Frequently Asked Questions (FAQs)

When does the new Hong Kong crypto law take effect?

The new Hong Kong crypto law, specifically the Stablecoins Ordinance, will take effect starting August 1, 2025.

What are the penalties for unlicensed stablecoin promotions in Hong Kong?

Individuals or companies involved in unlicensed stablecoin promotions or offerings face fines of up to HK$50,000 (approximately $6,300 USD) and potential imprisonment for six months.

Who is responsible for enforcing stablecoin regulations in Hong Kong?

The Hong Kong Monetary Authority (HKMA) is the primary regulatory body responsible for enforcing the Stablecoins Ordinance and overseeing all fiat-referenced stablecoin activities.

How does Hong Kong’s approach to stablecoin regulation compare to other regions?

Hong Kong’s approach is unique as it combines stringent licensing requirements with criminal penalties for non-compliance, differing from regions like the EU and U.K. which primarily impose heavy fines without criminal charges.

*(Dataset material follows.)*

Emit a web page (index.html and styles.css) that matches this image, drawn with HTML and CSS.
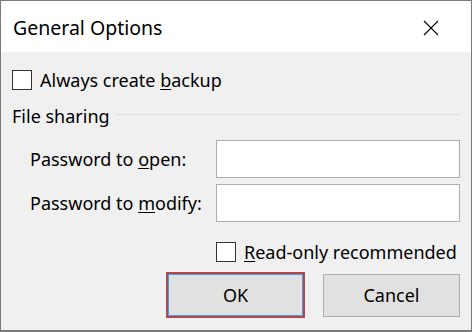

What is Hong Kong’s long-term goal with these new crypto regulations?

While initially focused on curbing fraudulent activities and mitigating risks, Hong Kong’s long-term goal is to foster Web3 innovation and establish itself as a trusted and leading digital asset hub, distinct from Mainland China’s crypto restrictions.

Which types of stablecoins are affected by this ordinance?

The Stablecoins Ordinance primarily targets Fiat-Referenced Stablecoins (FRS), requiring their issuers to obtain HKMA approval and ensure full backing by fiat currency.